The big deconstruction

Principle 12: Creatively use & respond to change

You may remember, from earlier posts, that I was looking at relocating the original building. After removing the lining from inside the building, we got a better idea of the condition of the structure. And it wasn't as good as I would have hoped.

While all of the framing timber is hardwood, which was good, there were signs of termite damage in parts of the frame. We could have still used it, replacing the damaged sections, but we decided that it would be easier to dismantle the building, and reuse the timber in other parts of the new structure. We will use termite-treated plantation pine for the framing instead.

Termite damage

The tools of deconstruction, and the results...

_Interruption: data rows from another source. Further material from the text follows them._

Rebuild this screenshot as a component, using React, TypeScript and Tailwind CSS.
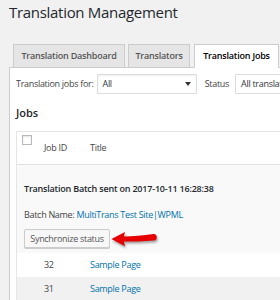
import React from 'react';

const tabs = [
  { label: 'Translation Dashboard', width: 'w-[112px]', ml: 'ml-0', active: false },
  { label: 'Translators', width: 'w-[62px]', ml: 'ml-[3px]', active: false },
  { label: 'Translation Jobs', width: 'w-[85px]', ml: 'ml-[4px]', active: true },
];

const rows = [
  { id: '32', title: 'Sample Page', bg: 'bg-white' },
  { id: '31', title: 'Sample Page', bg: 'bg-[#f1f1f1]' },
];

function Caret() {
  return (
    <svg width="6" height="4" viewBox="0 0 6 4" className="shrink-0">
      <path d="M0 0 L6 0 L3 4 Z" fill="#333" />
    </svg>
  );
}

function RedArrow() {
  return (
    <svg
      width="50"
      height="18"
      viewBox="0 0 50 18"
      className="ml-[1px] shrink-0 drop-shadow-[1px_2px_1px_rgba(0,0,0,0.35)]"
    >
      <path
        d="M0.5 9 L14 2 L12.8 6.6 C22 6.3 32 5.4 42.5 4 C46.5 3.6 47 10.2 43 10.6 C32 11.6 22 11.6 12.8 11.6 L14 16.2 Z"
        fill="#e60000"
      />
    </svg>
  );
}

export default function App() {
  return (
    <div className="w-[280px] h-[300px] overflow-hidden bg-[#f1f1f1] text-[#444] font-['Open_Sans','Noto_Sans',sans-serif]">
      {/* page title */}
      <div className="h-[44px] pl-[9px] pt-[2px]">
        <h1 className="text-[15px] leading-[20px] tracking-[-0.3px] text-[#23282d] whitespace-nowrap">
          Translation Management
        </h1>
      </div>

      {/* tabs */}
      <div className="relative z-10 -mb-px flex h-[24px] pl-[13px]">
        {tabs.map((t) => (
          <div
            key={t.label}
            className={`${t.width} ${t.ml} flex shrink-0 items-center justify-center border border-[#ccc] text-[9px] font-semibold tracking-[-0.2px] whitespace-nowrap ${
              t.active ? 'bg-white border-b-white text-[#000]' : 'bg-[#e5e5e5] text-[#555]'
            }`}
          >
            {t.label}
          </div>
        ))}
      </div>

      {/* panel */}
      <div className="ml-[9px] w-[320px] border border-[#ccc] bg-white pt-[6px] h-[260px]">
        <div className="flex h-[20px] items-center pl-[6px] text-[9px] tracking-[-0.3px] whitespace-nowrap">
          <span>Translation jobs for:</span>
          <div className="ml-[4px] flex h-[20px] w-[127px] items-center justify-between border border-[#ddd] bg-white pl-[4px] pr-[5px] text-[#32373c] shadow-[inset_0_1px_2px_rgba(0,0,0,0.07)]">
            <span>All</span>
            <Caret />
          </div>
          <span className="ml-[8px]">Status</span>
          <div className="ml-[6px] flex h-[20px] w-[120px] items-center border border-[#ddd] bg-white pl-[5px] text-[#32373c]">
            <span>All translation jobs</span>
          </div>
        </div>

        <h2 className="mt-[12px] h-[14px] pl-[6px] text-[11px] leading-[14px] font-semibold text-[#23282d]">
          Jobs
        </h2>

        {/* table */}
        <div className="ml-[6px] mt-[11px] w-[320px] border border-[#e5e5e5] text-[9px] tracking-[-0.3px]">
          <div className="flex h-[33px] border-b border-[#e1e1e1] bg-white">
            <div className="w-[27px] shrink-0 pl-[5px] pt-[3px]">
              <div className="h-[10px] w-[10px] border border-[#b4b9be] bg-white shadow-[inset_0_1px_2px_rgba(0,0,0,0.1)]" />
            </div>
            <div className="flex w-[46px] shrink-0 items-center">Job ID</div>
            <div className="flex items-center">Title</div>
          </div>

          <div className="h-[88px] bg-[#f9f9f9] pl-[7px] pt-[18px]">
            <div className="h-[12px] leading-[12px] font-semibold tracking-[-0.2px] text-[#23282d] whitespace-nowrap">
              Translation Batch sent on 2017-10-11 16:28:38
            </div>
            <div className="mt-[14px] h-[12px] leading-[12px] whitespace-nowrap">
              Batch Name: <span className="text-[#0073aa]">MultiTrans Test Site|WPML</span>
            </div>
            <div className="mt-[8px] flex items-center">
              <div className="flex h-[19px] w-[86px] items-center justify-center rounded-[2px] border border-[#ccc] bg-[#f7f7f7] text-[#555] shadow-[0_1px_0_#ccc] whitespace-nowrap">
                Synchronize status
              </div>
              <RedArrow />
            </div>
          </div>

          {rows.map((r) => (
            <div key={r.id} className={`flex h-[24px] items-center ${r.bg}`}>
              <div className="w-[27px] shrink-0" />
              <div className="w-[46px] shrink-0">{r.id}</div>
              <div className="text-[#0073aa]">{r.title}</div>
            </div>
          ))}
        </div>
      </div>
    </div>
  );
}
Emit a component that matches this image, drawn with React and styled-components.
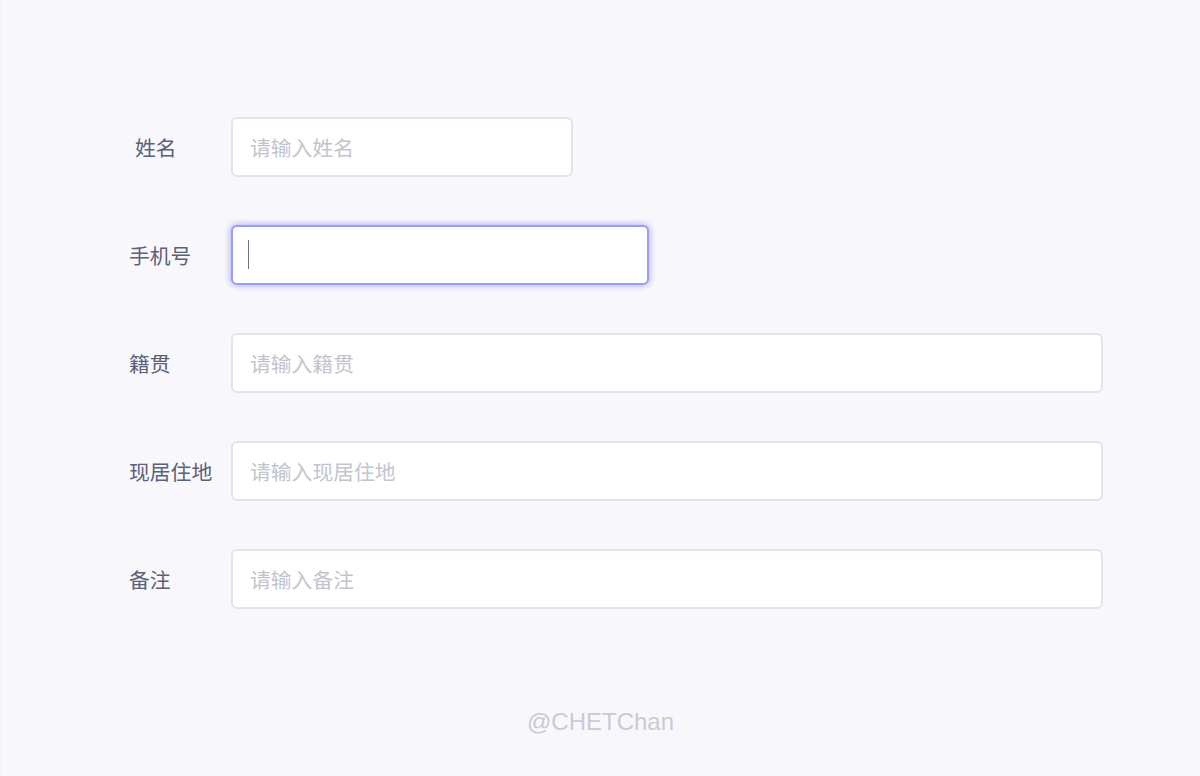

Battens and weatherboards.

Framing timber and tiles

An audit of the materials from the deconstruction (see more here) of both the house and the old carport deconstructed earlier:
  • 200 metres of floorboards (150mm x 20mm) @ $7.00p/m = $1400
  • 150 metres of battens (25mm x 50mm) @ 60c p/m = $90
  • 390 metres of weatherboards (170mm wide) @ $2 p/m = $780
  • 300 metres of hardwood (35mm x 90mm) @ $2 p/m = $600
  • 175 metres of hardwood (45mm x 90mm) @ $2.75 p/m = $480
  • 45 metres of hardwood (45mm x 75mm) @ $2 p/m = $90
  • About a dozen large sheets of corrugated iron @ $2 p/m = $72
  • 9 cement sheets (1200mm x 2700mm) $?
  • 750 concrete tiles $?
  • 6 sets of louvered windows $?
  • Lots of trim and smaller bits of timber $?
Total hours worked: 116
Materials valued at $3512 (not including tiles, cement sheet, windows or bits & pieces)
That's about $30 per hour return on labour.

Considering the cost that would have been incurred to demolish and dispose of the materials, deconstruction has proved here to be a cost-effective alternative to demolishing. Deconstructing also reduces transport costs, materials in landfill, and the need for new materials - lowering the overall carbon footprint and reducing waste.